--- START MATERIAL ---

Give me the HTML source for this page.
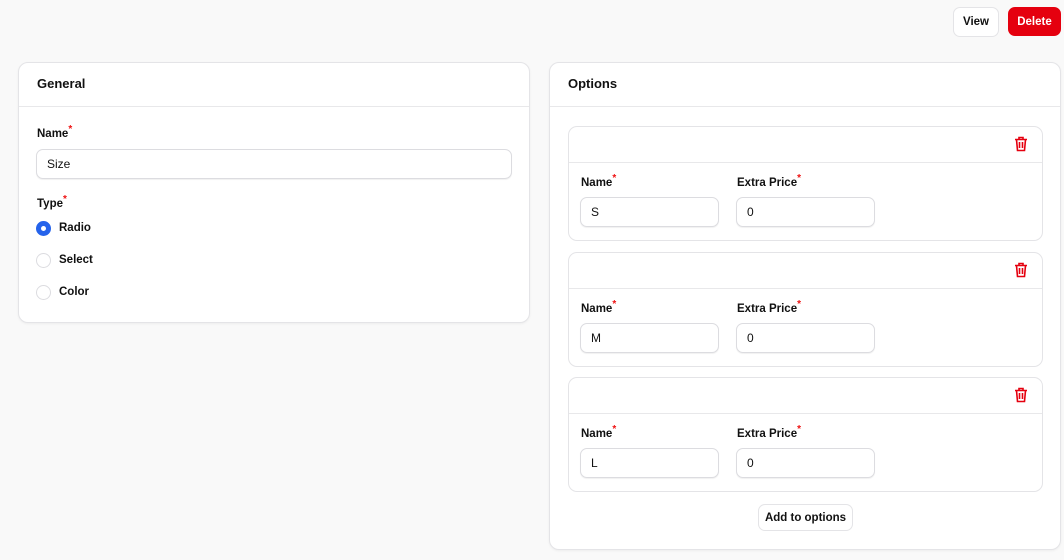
<!DOCTYPE html><html><head><style>
*{box-sizing:border-box;margin:0;padding:0}
body{width:1064px;height:560px;background:#f9f9f9;font-family:"Liberation Sans",sans-serif;font-size:12px;color:#111;position:relative;overflow:hidden}
.a{position:absolute}
.card{background:#fff;border:1px solid #e4e4e7;border-radius:10px;box-shadow:0 1px 2px rgba(0,0,0,.05)}
.h{font-weight:bold;font-size:13px}
.line{height:1px;background:#e8e8ea}
.lbl{font-weight:bold;font-size:11.5px}
.lbl sup{color:#e11;font-size:10px;vertical-align:top;position:relative;top:-4px}
.inp{background:#fff;border:1px solid #dcdce0;border-radius:7px;box-shadow:0 1px 1px rgba(0,0,0,.06);padding-left:10px;display:flex;align-items:center;font-size:12px}
.btn{border:1px solid #e4e4e7;background:#fff;border-radius:7px;font-weight:bold;display:flex;align-items:center;justify-content:center;font-size:11.5px}
.rad{width:15px;height:15px;border-radius:50%;border:1px solid #dcdce0;background:#fff}
.on{background:#2563eb;border:none;display:flex;align-items:center;justify-content:center}
.on:after{content:"";width:5px;height:5px;border-radius:50%;background:#fff}
</style></head><body>
<div class="a btn" style="left:953px;top:7px;width:46px;height:30px">View</div>
<div class="a btn" style="left:1008px;top:7px;width:53px;height:29px;background:#e5000f;border-color:#e5000f;color:#fff">Delete</div>

<div class="a card" style="left:18px;top:62px;width:512px;height:261px"></div>
<div class="a h" style="left:37px;top:76px">General</div>
<div class="a line" style="left:19px;top:106px;width:510px"></div>
<div class="a lbl" style="left:37px;top:128px">Name<sup>*</sup></div>
<div class="a inp" style="left:36px;top:149px;width:476px;height:30px">Size</div>
<div class="a lbl" style="left:37px;top:198px">Type<sup>*</sup></div>
<div class="a rad on" style="left:36px;top:221px"></div><div class="a lbl" style="left:59px;top:222px">Radio</div>
<div class="a rad" style="left:36px;top:253px"></div><div class="a lbl" style="left:59px;top:254px">Select</div>
<div class="a rad" style="left:36px;top:285px"></div><div class="a lbl" style="left:59px;top:286px">Color</div>

<div class="a card" style="left:549px;top:62px;width:512px;height:488px"></div>
<div class="a h" style="left:568px;top:76px">Options</div>
<div class="a line" style="left:550px;top:106px;width:510px"></div>

<div id="opts"></div>
<div class="a btn" style="left:758px;top:504px;width:95px;height:27px">Add to options</div>
<script>
var ys=[126,252,377],v=["S","M","L"],h="";
ys.forEach(function(y,i){
h+='<div class="a card" style="left:568px;top:'+y+'px;width:475px;height:115px;border-radius:9px;box-shadow:none"></div>'
+'<div class="a line" style="left:569px;top:'+(y+36)+'px;width:473px"></div>'
+'<svg class="a" style="left:1014px;top:'+(y+10)+'px" width="14" height="16" viewBox="0 0 14 16" fill="none" stroke="#e5000f" stroke-width="1.6"><path d="M1 3.5h12M5 3.5V1.5h4v2M2.5 3.5l1 11h7l1-11M5.5 6v6M8.5 6v6"/></svg>'
+'<div class="a lbl" style="left:581px;top:'+(y+51)+'px">Name<sup>*</sup></div>'
+'<div class="a lbl" style="left:737px;top:'+(y+51)+'px">Extra Price<sup>*</sup></div>'
+'<div class="a inp" style="left:580px;top:'+(y+71)+'px;width:139px;height:30px">'+v[i]+'</div>'
+'<div class="a inp" style="left:736px;top:'+(y+71)+'px;width:139px;height:30px">0</div>';
});
document.getElementById("opts").outerHTML=h;
</script>
</body></html>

--- END MATERIAL ---

WORK INSTRUCTIONS:
Output an exact copy of the material, with the pictures removed.

RESULT:
Give me the HTML source for this page.
<!DOCTYPE html><html><head><style>
*{box-sizing:border-box;margin:0;padding:0}
body{width:1064px;height:560px;background:#f9f9f9;font-family:"Liberation Sans",sans-serif;font-size:12px;color:#111;position:relative;overflow:hidden}
.a{position:absolute}
.card{background:#fff;border:1px solid #e4e4e7;border-radius:10px;box-shadow:0 1px 2px rgba(0,0,0,.05)}
.h{font-weight:bold;font-size:13px}
.line{height:1px;background:#e8e8ea}
.lbl{font-weight:bold;font-size:11.5px}
.lbl sup{color:#e11;font-size:10px;vertical-align:top;position:relative;top:-4px}
.inp{background:#fff;border:1px solid #dcdce0;border-radius:7px;box-shadow:0 1px 1px rgba(0,0,0,.06);padding-left:10px;display:flex;align-items:center;font-size:12px}
.btn{border:1px solid #e4e4e7;background:#fff;border-radius:7px;font-weight:bold;display:flex;align-items:center;justify-content:center;font-size:11.5px}
.rad{width:15px;height:15px;border-radius:50%;border:1px solid #dcdce0;background:#fff}
.on{background:#2563eb;border:none;display:flex;align-items:center;justify-content:center}
.on:after{content:"";width:5px;height:5px;border-radius:50%;background:#fff}
</style></head><body>
<div class="a btn" style="left:953px;top:7px;width:46px;height:30px">View</div>
<div class="a btn" style="left:1008px;top:7px;width:53px;height:29px;background:#e5000f;border-color:#e5000f;color:#fff">Delete</div>

<div class="a card" style="left:18px;top:62px;width:512px;height:261px"></div>
<div class="a h" style="left:37px;top:76px">General</div>
<div class="a line" style="left:19px;top:106px;width:510px"></div>
<div class="a lbl" style="left:37px;top:128px">Name<sup>*</sup></div>
<div class="a inp" style="left:36px;top:149px;width:476px;height:30px">Size</div>
<div class="a lbl" style="left:37px;top:198px">Type<sup>*</sup></div>
<div class="a rad on" style="left:36px;top:221px"></div><div class="a lbl" style="left:59px;top:222px">Radio</div>
<div class="a rad" style="left:36px;top:253px"></div><div class="a lbl" style="left:59px;top:254px">Select</div>
<div class="a rad" style="left:36px;top:285px"></div><div class="a lbl" style="left:59px;top:286px">Color</div>

<div class="a card" style="left:549px;top:62px;width:512px;height:488px"></div>
<div class="a h" style="left:568px;top:76px">Options</div>
<div class="a line" style="left:550px;top:106px;width:510px"></div>

<div id="opts"></div>
<div class="a btn" style="left:758px;top:504px;width:95px;height:27px">Add to options</div>
<script>
var ys=[126,252,377],v=["S","M","L"],h="";
ys.forEach(function(y,i){
h+='<div class="a card" style="left:568px;top:'+y+'px;width:475px;height:115px;border-radius:9px;box-shadow:none"></div>'
+'<div class="a line" style="left:569px;top:'+(y+36)+'px;width:473px"></div>'
+'<svg class="a" style="left:1014px;top:'+(y+10)+'px" width="14" height="16" viewBox="0 0 14 16" fill="none" stroke="#e5000f" stroke-width="1.6"><path d="M1 3.5h12M5 3.5V1.5h4v2M2.5 3.5l1 11h7l1-11M5.5 6v6M8.5 6v6"/></svg>'
+'<div class="a lbl" style="left:581px;top:'+(y+51)+'px">Name<sup>*</sup></div>'
+'<div class="a lbl" style="left:737px;top:'+(y+51)+'px">Extra Price<sup>*</sup></div>'
+'<div class="a inp" style="left:580px;top:'+(y+71)+'px;width:139px;height:30px">'+v[i]+'</div>'
+'<div class="a inp" style="left:736px;top:'+(y+71)+'px;width:139px;height:30px">0</div>';
});
document.getElementById("opts").outerHTML=h;
</script>
</body></html>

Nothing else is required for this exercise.